Jan. 1, 2017 (EIRNS)—While there are clearly efforts to disrupt it, the Russian-Turkish-Iranian brokered ceasefire in Syria appears, after three days, to still be largely holding. On Dec. 31, 2016, according to several news accounts, opposition groups had threatened to abandon the truce if the Syrian army didn’t stop its operations in the Wadi Barada valley to the northwest of Damascus. What the news reports didn’t say is that Jabhat Fateh Al-Sham, formerly known as the Al Qaeda-affiliated Jabhat al Nusra, cut off the flow of water to the city, endangering millions of people, and the Syrian army is fighting to restore the water supply.

"So far, Jabhat Fateh Al-Sham and their allies have refused the terms of surrender; this has prompted the Syrian Arab Army to strike their positions in order to prompt them to stop obstructing the flow of water to the people of Damascus,"

reports Al Masdar News (AMN).

In what was likely an attempt to blow things up, a bomb went off in Tartus, earlier today, killing two security officers who had stopped the attackers from entering a more populous area. As with the Istanbul attack, there is not yet a claim of responsibility.

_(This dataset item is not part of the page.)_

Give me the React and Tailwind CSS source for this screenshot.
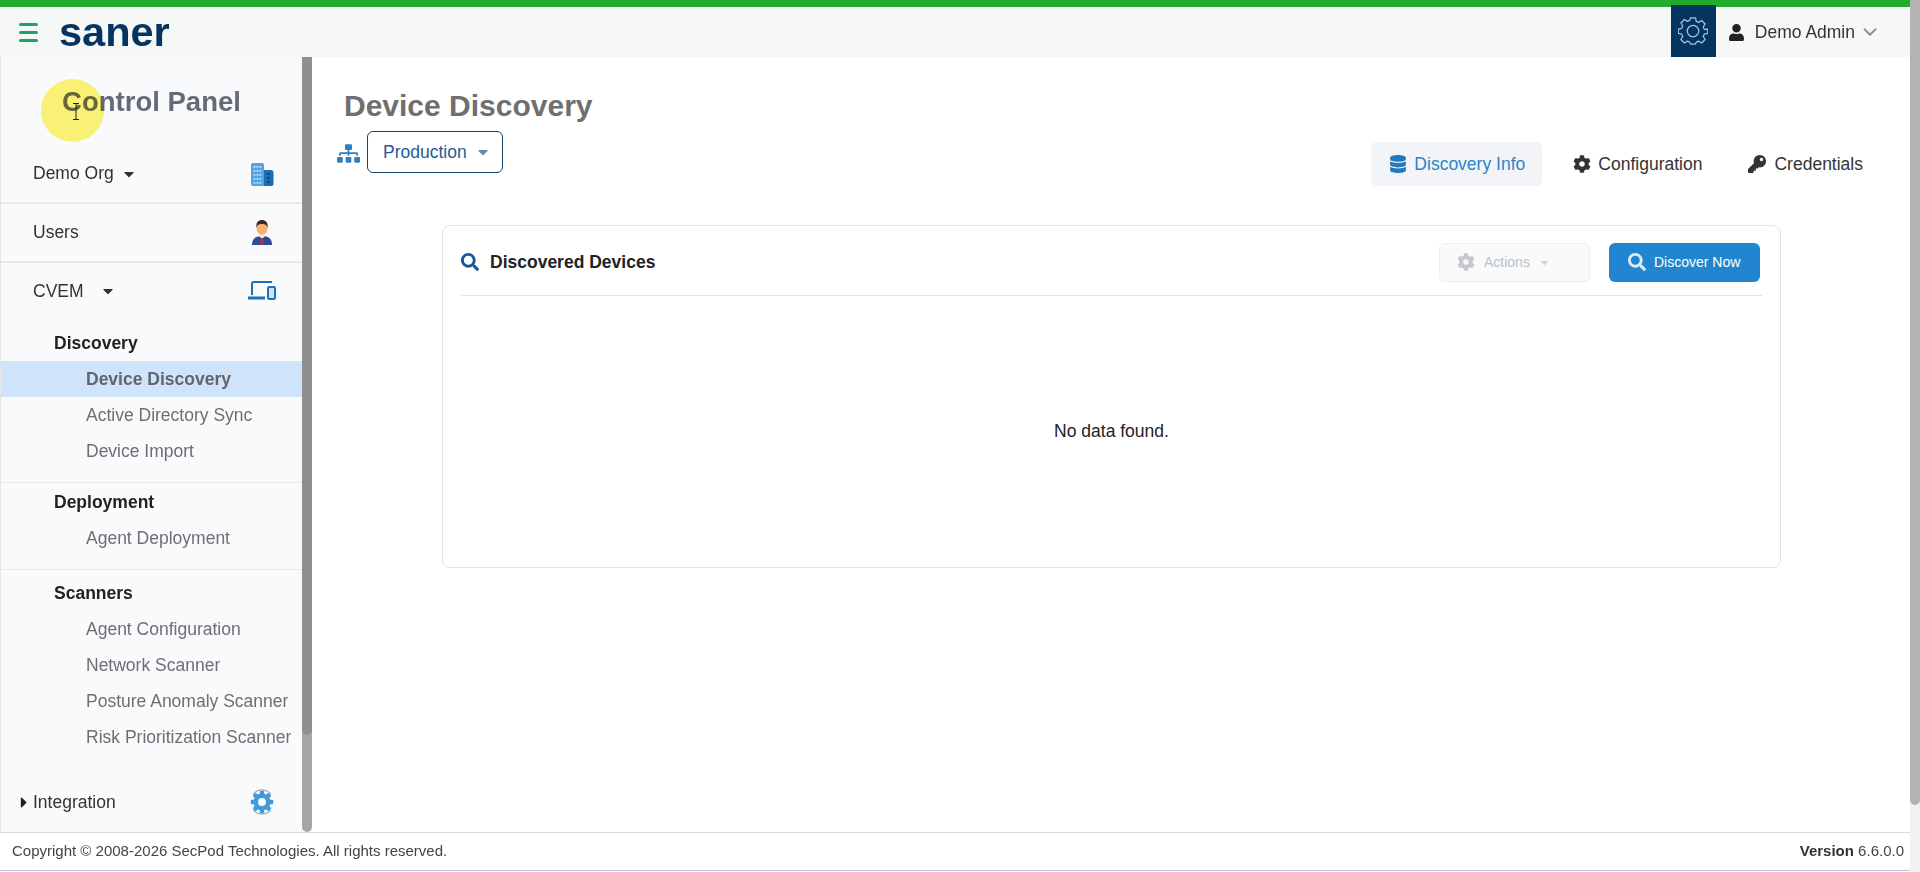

Fars also reported that terrorists are shelling the government-held towns of Fua’a and Kafraya in Idlib province, despite the truce. Otherwise, the truce seems still to be largely holding elsewhere in the country, Reuters reported this morning. Mohammed Rasheed, a spokesman for the Jaish al-Nasr rebel group, one of the groups listed on Dec. 29 by the Russian Defense Ministry as participating in the truce, said the Hama area, where the group operates, was mostly calm.

The truce is allowing the Syrian Arab Army to redeploy its forces to fight ISIS, particularly in eastern Aleppo province and eastern Homs province, in the area of Palmyra and the oil and gas fields in the desert to the west and north. Al Masdar News reports that the Syrian army is entering 2017 with a great deal of confidence, following the series of victories it achieved—with Russian help—in 2016.